Jury awards $2.3 million in pastor’s wrongful death

Jury awards $2.3 million in pastor’s wrongful death

GAINESVILLE, Ga. — A federal jury has awarded more than $2.3 million to the widow of a Georgia Baptist pastor shot and killed in a botched drug investigation in 2009.

Jurors in U.S. District Court in Gainesville, Ga., determined that Deputy Billy Shane Harrison “intentionally committed acts that violated Jonathan Ayers’ constitutional right not to be subjected to excessive or unreasonable force by a law enforcement officer” when Ayers, the pastor of Shoal Creek Baptist Church, Lavonia, Ga., unknowingly wandered into an undercover drug sting Sept. 1, 2009, in Toccoa, Ga.

Ayers, 28, became a person of interest when undercover officers in a multi-county drug task force saw him give a ride to a woman they believed to be waiting to buy drugs from her dealer. Church members later said Ayers had been trying to minister to the woman, urging her to get off drugs and turn her life around.
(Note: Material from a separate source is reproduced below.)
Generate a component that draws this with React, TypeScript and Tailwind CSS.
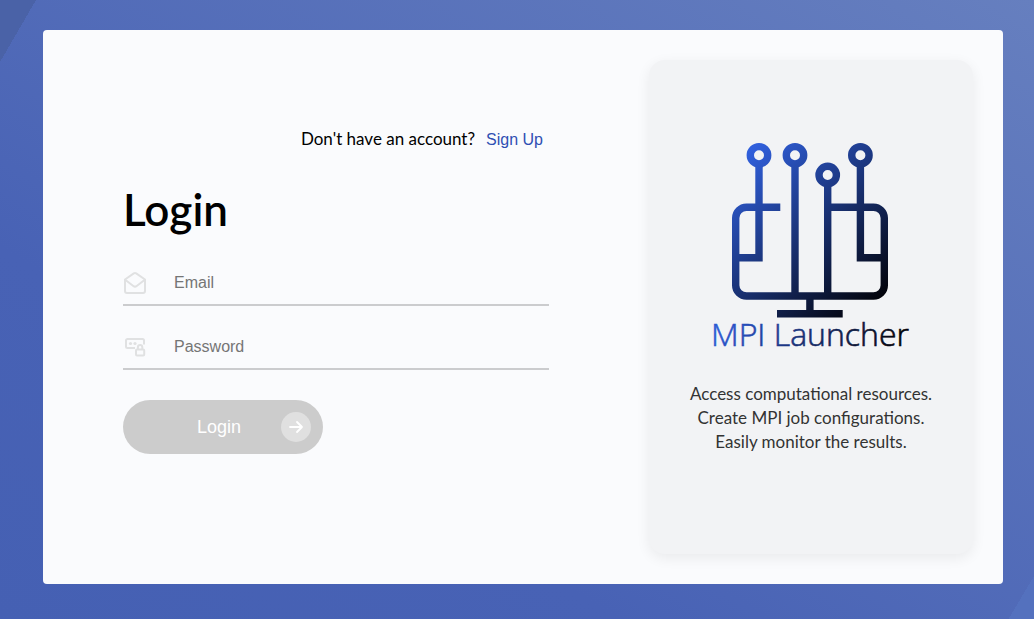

Abigail Ayers, acting both as Ayers’ surviving spouse and administratrix of his estate, filed a civil lawsuit March 15, 2010, claiming that “without legal cause or excuse,” Harrison and fellow officers “were in the process of unreasonably seizing the decedent and while unreasonably violating his rights under the Fourth Amendment to the United States Constitution.” The lawsuit accused the officers of violating proper police procedure by not calling for assistance of a clearly marked police vehicle or backup by a uniformed officer.